Luce has the same concern as Austin, who said her students just weren’t showing up to do the oral exams.

“The students generally come after school to do the interview and making sure everyone gets tested – chasing the kids around – is difficult. But, right now, I’ve tested over 100 kids and a high majority are passing,” Austin said.

n Math. Math teacher Jill Alley also said she likes the competencies because the school is sending well-prepared students out into the world.

She said she teaches to the ALT and the proficiency test more than before. Students in her integrated I class said they feel the pressure teachers are under.

“I’ve noticed the teachers are focused a lot more on the requirements, and before they were more focused on teaching. My English teacher talks about what we have to do all the time because she things we’re not as prepared. I think they are kind of throwing this at us; they should have prepared us more. They should have started a little earlier,” said Heather MacLeod, 16, who will be a junior. “Our whole life, we’ve been thinking this is what we’ve had to do to graduate and now it’s different.”

Some teachers are also concerned it’s all happening too fast.

n English. English teachers Jeannie Turnbeaugh and Phyllis Bateman say their students came to them in tears because they are afraid they won’t graduate.

“The district just expects it will work because it looks good on paper. We’re looking at it every day in the classes and trying to answer the kids’ questions every day,” Bateman said.

They said English teachers are confused about what will be required of their students because the rules keep getting changed. Both teachers also said they are losing more instruction time when a new requirement is added.

“We are hurting ourselves with the number of instruction days while we test, test and test. Kids miss my class to go take the foreign language and science tests. When you add on top of that TerraNova and state proficiency tests, you lose a lot of time. We’re in a horse race in terms of covering all the content,” Turnbeaugh said.

She said the system is not fair to next year’s juniors because it is still being tested.

Turnbeaugh, who also teaches world history, had complaints about the ALT test for that class. She said mistakes have been found on achievement level tests and there are questions on it that are not included in the curriculum.

“We are holding kids accountable to things we’re not ready for,” Turnbeaugh said.

The students are also struggling with their career papers, a required part of the competencies. The paper is based on Sophomore Shadowing, which has been discontinued by the occupational education department.

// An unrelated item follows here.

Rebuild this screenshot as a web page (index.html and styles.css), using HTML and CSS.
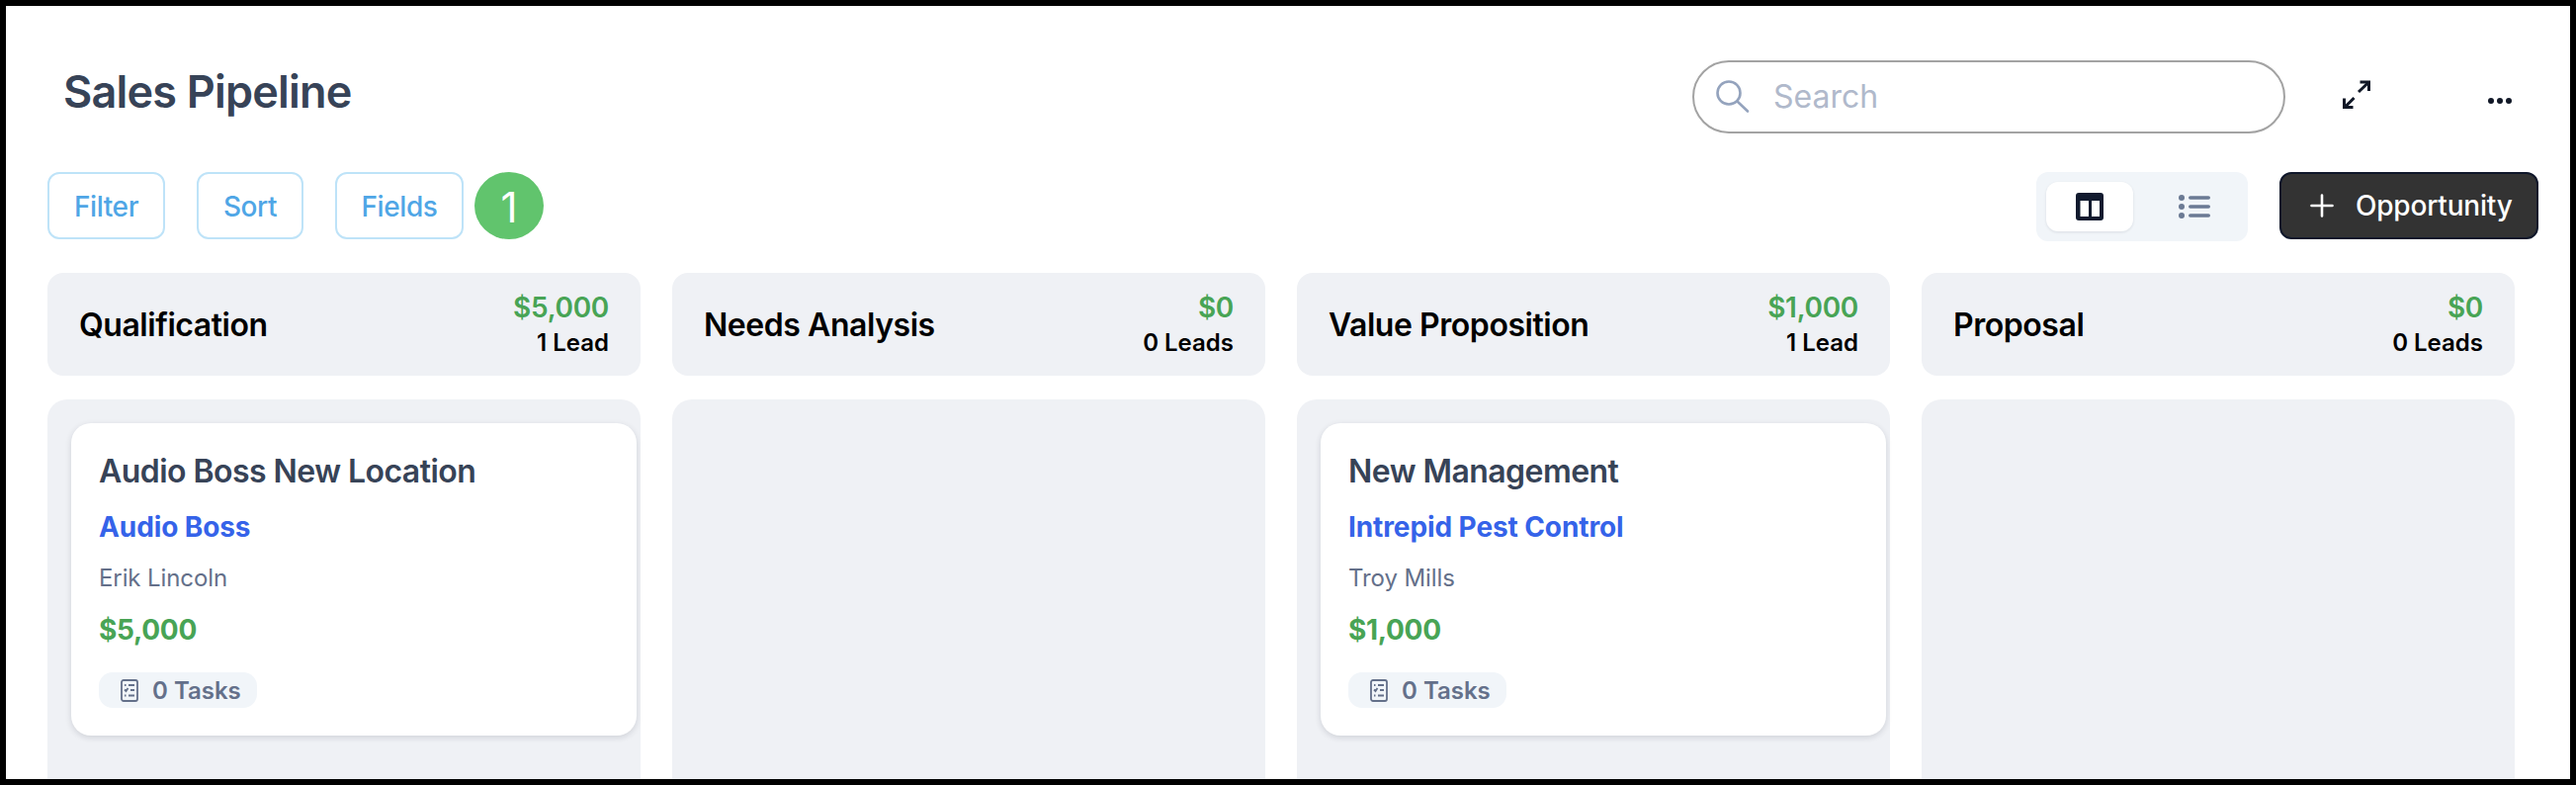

Turnbeaugh said she has been involved in building the competencies since the beginning and has always maintained more time was needed for piloting the system.

“The concept is good, but the implementation has been shamelessly irresponsible. The sad part is, the kids are just discovering this. We’ve been asking (the administration) for eight years about how we were supposed to do this and they keep saying, ‘We’ll get back to you.’ Our credibility with the kids is nonexistent because we have to tell them that what we told them before was expected of them has changed. They are bailing to other school districts and we are driving them out,” Bateman said.

Remediation for the juniors just began last year, she said, and students won’t have the time to catch up.

Bateman said her English students weren’t passing their two required English essays, therefore, they will have to re-write them next year. However, next year, they have another set of essays they are required to write.

“They have to come in on their own time and a lot can’t economically choose night school. They have to support their families and we’re locking those kids out,” Bateman said.

n Technology. Mary Roman, who teaches at the Company, an English class that requires computer skills and a professional attitude, had the same complaints.

She said 130 Douglas High School students had to retake the computer literature tests last year because middle schools threw out the results, not realizing they would be required for the competencies. Now, the students have to retake the test, years after they took the class.

If they can’t pass the test, they will have to spend another year in the class.

“Forty students came in and took it and the rest have to repeat the class, through no fault of their own,” she said.